We experience some form of indignation, betrayal, anger and the overwhelming nudge to retaliate.
We react in different ways when we are hurt by those closest to us. Some withdraw, bearing a grudge and with it unforgiveness. Others lash out immediately, sometimes in retaliatory action or simply ‘putting the offender in their place’; the ‘don’t you ever try that again or I’ll (fill in the blank)’ stance.
One proverb goes like this ‘even the teeth disagrees with the tongue’. Disagreements, hurt feelings and conflicts are natural. How we choose to handle these is entirely up to us.
Agreed our natural disposition or temperament has a part to play. For example, as an introvert, yours truly has the tendency to begrudge others when hurt. However, one can choose to and learn to react differently.
No one said it will be easy to forgive.
In the spirit of the season of Easter, one is reminded of its origin.
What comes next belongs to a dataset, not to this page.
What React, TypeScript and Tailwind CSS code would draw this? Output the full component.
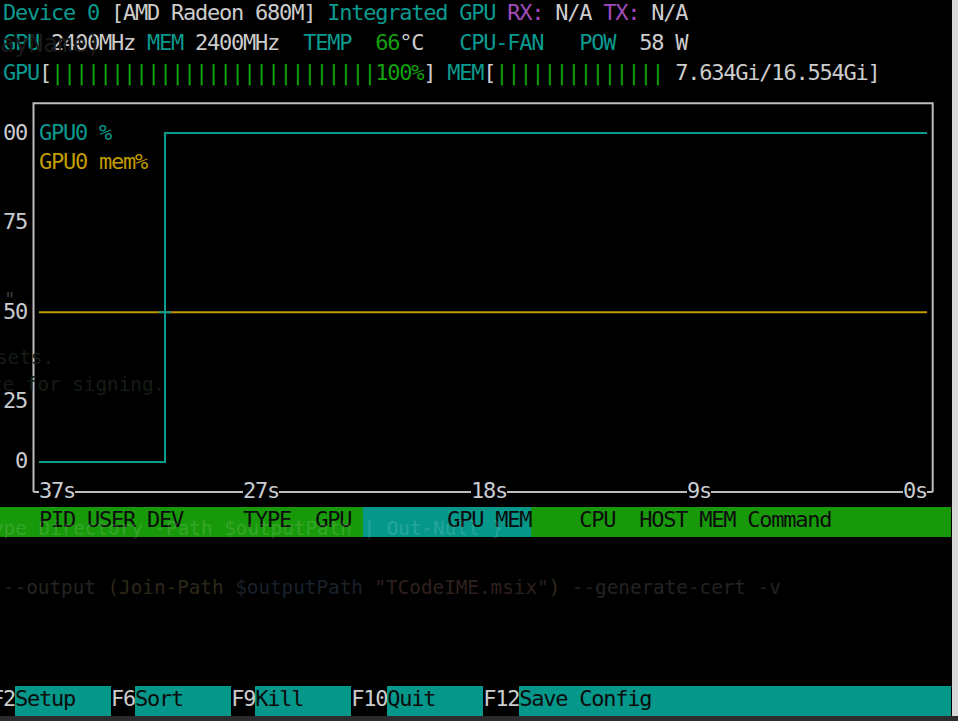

It is not a story about eggs and bunnies rather it is one about forgiveness.
About a man who was betrayed by those closest to him. Those he called friends and family. Betrayed by those he fed, healed and supported.
Betrayed by those he prayed for and loved so dearly. The same mouths he fed later called for his execution.
Even his bosom friend denied him when he was arrested and being charged to court. He was afraid of being accused of being a co-conspirator.
This man had every right to die without forgiving his betrayers and executioners. Yet with his dying breath he expressed his forgiveness!
This is the message of Easter – Forgiveness.
I learnt to forgive a long time ago. It has not always been easy. It is not any easier now either. But I learnt that when I hold a grudge, I am imprisoned and the other is free. I carry a baggage of unforgiveness and I become a slave to bitterness.
I have learnt to free myself from this burden and move on.
To err is human, to forgive is a divinely inspired act.